━━━ Recorded data
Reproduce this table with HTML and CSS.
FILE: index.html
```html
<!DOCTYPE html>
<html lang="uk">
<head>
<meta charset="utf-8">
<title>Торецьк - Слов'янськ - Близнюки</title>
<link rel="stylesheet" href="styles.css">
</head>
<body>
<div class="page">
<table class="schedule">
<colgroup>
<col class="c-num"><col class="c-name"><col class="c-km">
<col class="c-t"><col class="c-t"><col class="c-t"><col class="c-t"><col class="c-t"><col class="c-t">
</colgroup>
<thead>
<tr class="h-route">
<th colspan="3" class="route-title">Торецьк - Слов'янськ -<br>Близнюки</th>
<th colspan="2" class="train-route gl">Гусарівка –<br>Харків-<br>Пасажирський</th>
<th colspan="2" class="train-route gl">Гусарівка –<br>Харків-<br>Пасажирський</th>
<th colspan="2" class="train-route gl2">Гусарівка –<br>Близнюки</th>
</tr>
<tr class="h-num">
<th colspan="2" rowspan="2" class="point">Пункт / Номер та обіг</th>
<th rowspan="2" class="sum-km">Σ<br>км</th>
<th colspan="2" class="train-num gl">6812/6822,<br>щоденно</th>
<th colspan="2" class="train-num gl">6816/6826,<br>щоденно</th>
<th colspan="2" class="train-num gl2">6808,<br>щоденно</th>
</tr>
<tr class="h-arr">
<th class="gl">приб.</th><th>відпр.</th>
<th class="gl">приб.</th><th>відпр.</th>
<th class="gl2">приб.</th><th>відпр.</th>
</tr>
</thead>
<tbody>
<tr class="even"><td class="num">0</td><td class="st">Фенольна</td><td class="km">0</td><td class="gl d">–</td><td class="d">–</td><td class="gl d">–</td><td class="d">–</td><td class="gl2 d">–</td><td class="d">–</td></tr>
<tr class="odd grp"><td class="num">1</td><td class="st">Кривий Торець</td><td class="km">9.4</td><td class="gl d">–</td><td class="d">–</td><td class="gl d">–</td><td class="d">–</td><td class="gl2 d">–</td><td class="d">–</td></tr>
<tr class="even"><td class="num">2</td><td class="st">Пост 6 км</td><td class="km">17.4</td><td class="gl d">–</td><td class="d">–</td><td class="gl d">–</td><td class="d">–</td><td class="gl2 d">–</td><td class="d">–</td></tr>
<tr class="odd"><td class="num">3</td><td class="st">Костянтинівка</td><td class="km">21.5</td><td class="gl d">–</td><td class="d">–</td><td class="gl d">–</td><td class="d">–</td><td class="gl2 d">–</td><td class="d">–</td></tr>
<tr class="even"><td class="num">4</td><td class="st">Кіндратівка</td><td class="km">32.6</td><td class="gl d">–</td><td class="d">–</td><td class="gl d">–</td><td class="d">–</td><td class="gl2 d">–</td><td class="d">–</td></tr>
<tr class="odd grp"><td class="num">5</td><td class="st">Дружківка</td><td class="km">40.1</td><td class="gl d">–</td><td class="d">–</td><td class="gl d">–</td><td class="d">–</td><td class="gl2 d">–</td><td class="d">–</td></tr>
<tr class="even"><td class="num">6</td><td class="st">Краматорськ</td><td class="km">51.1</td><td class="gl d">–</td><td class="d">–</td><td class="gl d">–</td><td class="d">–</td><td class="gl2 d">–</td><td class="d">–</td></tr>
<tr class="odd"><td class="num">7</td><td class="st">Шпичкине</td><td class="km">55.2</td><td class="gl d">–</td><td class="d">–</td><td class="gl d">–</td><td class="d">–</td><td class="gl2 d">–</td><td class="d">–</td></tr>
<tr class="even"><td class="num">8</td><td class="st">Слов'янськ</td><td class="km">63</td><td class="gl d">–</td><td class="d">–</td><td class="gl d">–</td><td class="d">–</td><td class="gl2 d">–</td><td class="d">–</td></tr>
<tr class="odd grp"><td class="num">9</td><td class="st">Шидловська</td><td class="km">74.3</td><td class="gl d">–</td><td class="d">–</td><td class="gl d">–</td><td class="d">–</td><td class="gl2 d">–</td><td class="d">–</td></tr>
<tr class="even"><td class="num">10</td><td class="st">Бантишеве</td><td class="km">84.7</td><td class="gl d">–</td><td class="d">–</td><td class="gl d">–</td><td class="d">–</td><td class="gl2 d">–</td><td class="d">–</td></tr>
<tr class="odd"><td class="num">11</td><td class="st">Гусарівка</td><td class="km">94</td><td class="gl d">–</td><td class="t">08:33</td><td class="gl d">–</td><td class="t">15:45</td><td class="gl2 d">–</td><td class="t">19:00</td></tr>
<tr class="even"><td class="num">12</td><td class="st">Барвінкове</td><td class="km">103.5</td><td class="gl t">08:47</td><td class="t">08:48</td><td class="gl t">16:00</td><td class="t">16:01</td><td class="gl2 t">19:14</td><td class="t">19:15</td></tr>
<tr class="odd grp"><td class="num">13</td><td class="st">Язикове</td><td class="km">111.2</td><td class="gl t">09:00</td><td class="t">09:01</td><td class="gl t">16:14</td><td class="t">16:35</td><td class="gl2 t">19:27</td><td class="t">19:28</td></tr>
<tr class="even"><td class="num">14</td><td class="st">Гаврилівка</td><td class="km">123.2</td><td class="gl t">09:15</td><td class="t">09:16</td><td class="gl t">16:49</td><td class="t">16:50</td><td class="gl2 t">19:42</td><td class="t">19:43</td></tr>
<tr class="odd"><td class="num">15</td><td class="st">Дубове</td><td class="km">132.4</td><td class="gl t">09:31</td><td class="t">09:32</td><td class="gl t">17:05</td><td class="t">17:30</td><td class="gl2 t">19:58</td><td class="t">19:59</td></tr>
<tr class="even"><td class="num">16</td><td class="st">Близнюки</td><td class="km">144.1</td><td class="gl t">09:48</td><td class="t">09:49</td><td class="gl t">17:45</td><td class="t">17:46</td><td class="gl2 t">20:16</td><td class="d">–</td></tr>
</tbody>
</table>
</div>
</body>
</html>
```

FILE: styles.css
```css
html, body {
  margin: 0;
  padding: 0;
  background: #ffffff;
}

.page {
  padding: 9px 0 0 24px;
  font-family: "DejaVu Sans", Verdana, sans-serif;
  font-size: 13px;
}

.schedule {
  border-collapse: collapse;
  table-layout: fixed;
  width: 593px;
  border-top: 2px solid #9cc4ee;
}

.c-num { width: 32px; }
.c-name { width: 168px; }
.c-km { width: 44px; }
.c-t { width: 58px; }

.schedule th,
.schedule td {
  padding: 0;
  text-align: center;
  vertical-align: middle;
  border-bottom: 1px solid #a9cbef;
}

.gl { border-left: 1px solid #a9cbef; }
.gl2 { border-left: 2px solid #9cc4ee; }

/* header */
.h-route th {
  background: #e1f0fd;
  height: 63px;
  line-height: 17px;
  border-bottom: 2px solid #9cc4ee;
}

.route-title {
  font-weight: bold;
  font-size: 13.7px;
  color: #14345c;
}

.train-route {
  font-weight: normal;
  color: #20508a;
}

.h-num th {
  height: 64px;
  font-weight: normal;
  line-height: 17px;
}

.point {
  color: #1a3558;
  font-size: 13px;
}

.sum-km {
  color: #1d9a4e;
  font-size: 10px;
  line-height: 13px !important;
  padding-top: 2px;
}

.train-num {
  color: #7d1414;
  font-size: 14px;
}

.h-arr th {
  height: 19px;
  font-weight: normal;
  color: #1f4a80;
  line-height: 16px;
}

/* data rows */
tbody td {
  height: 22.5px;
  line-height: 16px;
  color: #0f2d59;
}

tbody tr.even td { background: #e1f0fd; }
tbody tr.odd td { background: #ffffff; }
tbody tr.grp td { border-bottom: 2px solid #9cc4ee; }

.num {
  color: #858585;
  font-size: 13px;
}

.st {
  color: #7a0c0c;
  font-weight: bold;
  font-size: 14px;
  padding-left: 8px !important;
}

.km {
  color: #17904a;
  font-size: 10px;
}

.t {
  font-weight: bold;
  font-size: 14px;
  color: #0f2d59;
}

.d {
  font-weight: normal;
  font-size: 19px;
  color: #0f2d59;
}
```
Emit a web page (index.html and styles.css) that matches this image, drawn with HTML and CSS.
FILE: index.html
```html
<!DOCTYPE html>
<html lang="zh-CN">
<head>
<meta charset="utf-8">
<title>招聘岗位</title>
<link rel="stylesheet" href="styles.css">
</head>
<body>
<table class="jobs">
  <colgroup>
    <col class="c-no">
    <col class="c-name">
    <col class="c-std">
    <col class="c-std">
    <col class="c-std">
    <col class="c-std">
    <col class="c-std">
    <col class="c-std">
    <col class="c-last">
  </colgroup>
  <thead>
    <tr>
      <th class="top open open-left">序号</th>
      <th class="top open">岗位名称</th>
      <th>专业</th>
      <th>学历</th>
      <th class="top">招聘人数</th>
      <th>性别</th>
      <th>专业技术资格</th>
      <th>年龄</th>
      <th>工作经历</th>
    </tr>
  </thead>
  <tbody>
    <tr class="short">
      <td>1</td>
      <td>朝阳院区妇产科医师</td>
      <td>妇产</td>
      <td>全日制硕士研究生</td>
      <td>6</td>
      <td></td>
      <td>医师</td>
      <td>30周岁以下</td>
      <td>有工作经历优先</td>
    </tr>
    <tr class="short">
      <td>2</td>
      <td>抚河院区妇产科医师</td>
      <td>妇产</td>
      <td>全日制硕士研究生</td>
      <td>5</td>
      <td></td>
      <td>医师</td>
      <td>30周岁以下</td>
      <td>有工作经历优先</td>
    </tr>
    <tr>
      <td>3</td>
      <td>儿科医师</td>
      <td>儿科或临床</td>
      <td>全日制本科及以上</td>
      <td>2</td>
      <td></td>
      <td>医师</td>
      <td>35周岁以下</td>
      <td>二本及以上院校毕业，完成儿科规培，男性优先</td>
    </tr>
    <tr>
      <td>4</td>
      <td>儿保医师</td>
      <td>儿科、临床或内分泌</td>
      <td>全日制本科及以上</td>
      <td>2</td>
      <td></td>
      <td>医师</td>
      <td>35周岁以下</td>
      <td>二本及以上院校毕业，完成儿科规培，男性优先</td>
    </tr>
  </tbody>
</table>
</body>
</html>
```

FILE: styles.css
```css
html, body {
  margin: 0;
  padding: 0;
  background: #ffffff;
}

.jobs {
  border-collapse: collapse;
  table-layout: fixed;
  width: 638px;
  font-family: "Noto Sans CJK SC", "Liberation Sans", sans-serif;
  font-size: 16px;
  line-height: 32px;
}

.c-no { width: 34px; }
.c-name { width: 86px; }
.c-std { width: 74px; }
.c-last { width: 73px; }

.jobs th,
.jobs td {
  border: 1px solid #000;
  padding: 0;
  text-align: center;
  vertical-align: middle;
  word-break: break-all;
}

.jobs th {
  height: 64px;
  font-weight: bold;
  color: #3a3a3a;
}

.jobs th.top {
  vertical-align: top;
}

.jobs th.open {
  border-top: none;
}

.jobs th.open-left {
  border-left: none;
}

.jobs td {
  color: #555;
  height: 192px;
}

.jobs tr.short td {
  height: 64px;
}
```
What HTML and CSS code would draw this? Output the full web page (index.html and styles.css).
━━━━━━
**Exercise instructions**
Gather each line of the listing that holds the string "page".

**Output for this task**
<div class="page">
.page {
Emit a web page (index.html and styles.css) that matches this image, drawn with HTML and CSS.
What HTML and CSS code would draw this? Output the full web page (index.html and styles.css).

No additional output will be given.